### [JOB]
Lines holding the string "components" are the ones to copy from this listing.

★ ★ ★ ★ ★

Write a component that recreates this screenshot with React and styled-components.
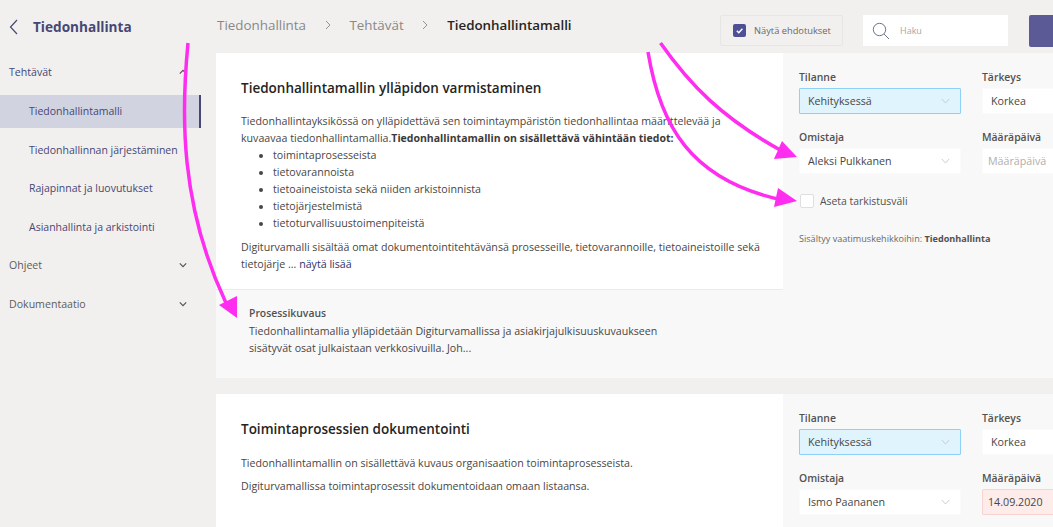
import React from "react";
import styled, { createGlobalStyle } from "styled-components";

const Global = createGlobalStyle`
  html, body { margin: 0; padding: 0; background: #f1f0ef; }
  * { box-sizing: border-box; }
`;

const Page = styled.div`
  position: relative;
  width: 1053px;
  height: 527px;
  overflow: hidden;
  display: flex;
  background: #f1f0ef;
  font-family: "Open Sans", "Noto Sans", sans-serif;
  color: #484644;
`;

const Sidebar = styled.aside`
  width: 216px;
  flex: none;
  display: flex;
  flex-direction: column;
`;

const SideHeader = styled.div`
  height: 53px;
  display: flex;
  align-items: center;
  gap: 14px;
  padding-left: 9px;
  font-size: 13.6px;
  font-weight: 700;
  color: #464775;
  svg { flex: none; }
`;

const Group = styled.div`
  width: 190px;
  height: 38.5px;
  padding: 0 0 0 9px;
  display: flex;
  align-items: center;
  justify-content: space-between;
  font-size: 10.6px;
  color: ${(p) => (p.$open ? "#464775" : "#5e5c5a")};
  svg { margin-right: 3px; }
`;

const NavItem = styled.div`
  width: 201px;
  height: ${(p) => (p.$active ? "33px" : "38.5px")};
  margin: ${(p) => (p.$active ? "3px 0" : "0")};
  padding: 0 0 0 29px;
  display: flex;
  align-items: center;
  font-size: 10.5px;
  white-space: nowrap;
  color: #464775;
  background: ${(p) => (p.$active ? "#d2d3e1" : "transparent")};
  border-right: ${(p) => (p.$active ? "2px solid #464775" : "none")};
`;

const Main = styled.main`
  flex: 1;
  min-width: 0;
  display: flex;
  flex-direction: column;
`;

const TopBar = styled.header`
  height: 53px;
  flex: none;
  display: flex;
  align-items: flex-start;
  padding: 15px 0 0 1px;
`;

const Crumbs = styled.nav`
  width: 503px;
  height: 20px;
  margin-right: 0;
  display: flex;
  align-items: center;
  font-size: 13.4px;
  color: #8a8886;
  flex: none;
`;

const CrumbSep = styled.span`
  width: 43.5px;
  display: flex;
  justify-content: center;
`;

const CrumbCurrent = styled.span`
  font-weight: 600;
  color: #252423;
  font-size: 13.35px;
`;

const SuggestToggle = styled.div`
  width: 123px;
  height: 31px;
  border: 1px solid #e8e6e5;
  border-radius: 2px;
  display: flex;
  align-items: center;
  gap: 8px;
  padding-left: 12px;
  font-size: 9.3px;
  color: #6a6866;
  white-space: nowrap;
  flex: none;
`;

const CheckedBox = styled.span`
  width: 13px;
  height: 13px;
  border-radius: 2px;
  background: #4f4f95;
  display: flex;
  align-items: center;
  justify-content: center;
`;

const Search = styled.div`
  width: 145px;
  height: 31px;
  margin-left: 20px;
  background: #fff;
  display: flex;
  align-items: center;
  gap: 10px;
  padding-left: 9px;
  font-size: 9px;
  color: #a8a6a4;
  flex: none;
`;

const PrimaryButton = styled.div`
  width: 30px;
  height: 32px;
  margin-left: 21px;
  flex: none;
  background: #5b5a97;
  border-radius: 2px;
`;

const Card = styled.section`
  display: flex;
  margin-bottom: 16px;
  flex: none;
  height: ${(p) => p.$h}px;
`;

const CardBody = styled.div`
  width: 567px;
  flex: none;
  display: flex;
  flex-direction: column;
  background: #fff;
`;

const CardText = styled.div`
  padding: 26px 0 0 25px;
  height: ${(p) => p.$h}px;
  flex: none;
`;

const CardTitle = styled.h2`
  margin: 0 0 ${(p) => p.$mb ?? 16}px;
  font-size: 13.5px;
  line-height: 18px;
  font-weight: 600;
  color: #252423;
  white-space: nowrap;
`;

const Para = styled.p`
  margin: 0 0 ${(p) => p.$mb ?? 0}px;
  font-size: 10.65px;
  line-height: 17px;
  color: #484644;
  white-space: nowrap;
  b { font-weight: 700; font-size: 10.5px; color: #3b3a39; }
`;

const BulletList = styled.ul`
  margin: 0 0 7px;
  padding: 0 0 0 32px;
  font-size: 10.65px;
  line-height: 17px;
  li { padding: 0; }
`;

const MoreLink = styled.span`
  color: #30316b;
`;

const ProcessBox = styled.div`
  flex: 1;
  background: #f8f8f8;
  border-top: 1px solid #ecebea;
  padding: 15px 0 0 33px;
`;

const ProcessTitle = styled.div`
  font-size: 10.4px;
  font-weight: 600;
  line-height: 17px;
  color: #53514f;
  margin-bottom: 1px;
`;

const SidePanel = styled.aside`
  flex: 1;
  min-width: 0;
  background: #f8f8f8;
  padding: 16px 0 0 16px;
  overflow: hidden;
`;

const FieldGrid = styled.div`
  display: grid;
  grid-template-columns: 162px 100px;
  column-gap: 21px;
  row-gap: 15px;
`;

const Field = styled.div`
  display: flex;
  flex-direction: column;
  gap: 2px;
`;

const FieldLabel = styled.label`
  font-size: 10.4px;
  line-height: 17px;
  font-weight: 600;
  color: #53514f;
  white-space: nowrap;
`;

const Select = styled.div`
  height: 26px;
  background: ${(p) => (p.$tint === "blue" ? "#e0f4fe" : p.$tint === "red" ? "#fdecea" : "#fff")};
  border: 1px solid ${(p) => (p.$tint === "blue" ? "#8fd0f6" : p.$tint === "red" ? "#f9d3d0" : "#fbfbfb")};
  border-radius: 1px;
  display: flex;
  align-items: center;
  justify-content: space-between;
  padding: 0 10px 0 ${(p) => p.$pl ?? 8}px;
  font-size: 10.7px;
  color: ${(p) => (p.$muted ? "#b0aeac" : "#484644")};
  white-space: nowrap;
`;

const CheckRow = styled.div`
  display: flex;
  align-items: center;
  gap: 6px;
  margin: 20px 0 0 1px;
  font-size: 10.4px;
  color: #53514f;
`;

const EmptyBox = styled.span`
  width: 14px;
  height: 14px;
  background: #fff;
  border: 1px solid #e1dfdd;
  border-radius: 2px;
`;

const Note = styled.div`
  margin-top: 25px;
  font-size: 9.1px;
  line-height: 12px;
  color: #6a6866;
  white-space: nowrap;
  b { font-weight: 700; color: #53514f; }
`;

const Arrows = styled.svg`
  position: absolute;
  inset: 0;
  pointer-events: none;
`;

const Chevron = ({ dir = "down", size = 8, color = "#53514f", w = 1.4 }) => {
  const d = { down: "M1 3l4 4 4-4", up: "M1 7l4-4 4 4", right: "M3 1l4 4-4 4", left: "M7 1L3 5l4 4" }[dir];
  return (
    <svg width={size} height={size} viewBox="0 0 10 10" fill="none" stroke={color} strokeWidth={w}>
      <path d={d} />
    </svg>
  );
};

const Caret = () => (
  <svg width="9" height="6" viewBox="0 0 11 7" fill="none" stroke="#c4c3c2" strokeWidth="1">
    <path d="M1 1l4.5 5L10 1" />
  </svg>
);

const Fields = ({ owner, date }) => (
  <FieldGrid>
    <Field>
      <FieldLabel>Tilanne</FieldLabel>
      <Select $tint="blue"><span>Kehityksessä</span><Caret /></Select>
    </Field>
    <Field>
      <FieldLabel>Tärkeys</FieldLabel>
      <Select><span>Korkea</span></Select>
    </Field>
    <Field>
      <FieldLabel>Omistaja</FieldLabel>
      <Select><span>{owner}</span><Caret /></Select>
    </Field>
    <Field>
      <FieldLabel>Määräpäivä</FieldLabel>
      {date ? (
        <Select $tint="red" $pl={5}><span>{date}</span></Select>
      ) : (
        <Select $muted $pl={5}><span>Määräpäivä</span></Select>
      )}
    </Field>
  </FieldGrid>
);

export default function App() {
  return (
    <Page>
      <Global />
      <Sidebar>
        <SideHeader>
          <svg width="10" height="16" viewBox="0 0 10 16" fill="none" stroke="#464775" strokeWidth="1.2">
            <path d="M8 1L1.5 8 8 15" />
          </svg>
          Tiedonhallinta
        </SideHeader>
        <Group $open>Tehtävät<Chevron dir="up" /></Group>
        <NavItem $active>Tiedonhallintamalli</NavItem>
        <NavItem>Tiedonhallinnan järjestäminen</NavItem>
        <NavItem>Rajapinnat ja luovutukset</NavItem>
        <NavItem>Asianhallinta ja arkistointi</NavItem>
        <Group>Ohjeet<Chevron /></Group>
        <Group>Dokumentaatio<Chevron /></Group>
      </Sidebar>
      <Main>
        <TopBar>
          <Crumbs>
            <span>Tiedonhallinta</span>
            <CrumbSep><Chevron dir="right" size={10} color="#8a8886" w={0.9} /></CrumbSep>
            <span>Tehtävät</span>
            <CrumbSep><Chevron dir="right" size={10} color="#8a8886" w={0.9} /></CrumbSep>
            <CrumbCurrent>Tiedonhallintamalli</CrumbCurrent>
          </Crumbs>
          <SuggestToggle>
            <CheckedBox>
              <svg width="9" height="9" viewBox="0 0 10 10" fill="none" stroke="#fff" strokeWidth="1.6">
                <path d="M2 5.2l2.2 2.2L8.2 3" />
              </svg>
            </CheckedBox>
            Näytä ehdotukset
          </SuggestToggle>
          <Search>
            <svg width="18" height="18" viewBox="0 0 18 18" fill="none" stroke="#6b7488" strokeWidth="1">
              <circle cx="7.5" cy="7.5" r="6.2" />
              <path d="M12 12l5 5" />
            </svg>
            Haku
          </Search>
          <PrimaryButton />
        </TopBar>

        <Card $h={325}>
          <CardBody>
            <CardText $h={236}>
              <CardTitle>Tiedonhallintamallin ylläpidon varmistaminen</CardTitle>
              <Para>Tiedonhallintayksikössä on ylläpidettävä sen toimintaympäristön tiedonhallintaa määrittelevää ja</Para>
              <Para>kuvaavaa tiedonhallintamallia.<b>Tiedonhallintamallin on sisällettävä vähintään tiedot:</b></Para>
              <BulletList>
                <li>toimintaprosesseista</li>
                <li>tietovarannoista</li>
                <li>tietoaineistoista sekä niiden arkistoinnista</li>
                <li>tietojärjestelmistä</li>
                <li>tietoturvallisuustoimenpiteistä</li>
              </BulletList>
              <Para>Digiturvamalli sisältää omat dokumentointitehtävänsä prosesseille, tietovarannoille, tietoaineistoille sekä</Para>
              <Para>tietojärje ... <MoreLink>näytä lisää</MoreLink></Para>
            </CardText>
            <ProcessBox>
              <ProcessTitle>Prosessikuvaus</ProcessTitle>
              <Para>Tiedonhallintamallia ylläpidetään Digiturvamallissa ja asiakirjajulkisuuskuvaukseen</Para>
              <Para>sisätyvät osat julkaistaan verkkosivuilla. Joh...</Para>
            </ProcessBox>
          </CardBody>
          <SidePanel>
            <Fields owner="Aleksi Pulkkanen" />
            <CheckRow><EmptyBox />Aseta tarkistusväli</CheckRow>
            <Note>Sisältyy vaatimuskehikkoihin: <b>Tiedonhallinta</b></Note>
          </SidePanel>
        </Card>

        <Card $h={140}>
          <CardBody>
            <CardText $h={140}>
              <CardTitle $mb={17}>Toimintaprosessien dokumentointi</CardTitle>
              <Para $mb={6}>Tiedonhallintamallin on sisällettävä kuvaus organisaation toimintaprosesseista.</Para>
              <Para>Digiturvamallissa toimintaprosessit dokumentoidaan omaan listaansa.</Para>
            </CardText>
          </CardBody>
          <SidePanel>
            <Fields owner="Ismo Paananen" date="14.09.2020" />
          </SidePanel>
        </Card>
      </Main>

      <Arrows width="1053" height="527" viewBox="0 0 1053 527">
        <g fill="none" stroke="#ff2df0" strokeWidth="3.5">
          <path d="M188 43C181 115 180 205 226 303" />
          <path d="M660.5 43C690 85 722 118 782 151" />
          <path d="M648 52C660 125 690 180 782 200" />
        </g>
        <g fill="#ff2df0">
          <polygon points="219,305 237,296 237,318" />
          <polygon points="774,159 782,141 797,157" />
          <polygon points="774,207 778,188 797,201" />
        </g>
      </Arrows>
    </Page>
  );
}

★ ★ ★ ★ ★

### [EXERCISE ANSWER]
Write a component that recreates this screenshot with React and styled-components.
import styled, { createGlobalStyle } from "styled-components";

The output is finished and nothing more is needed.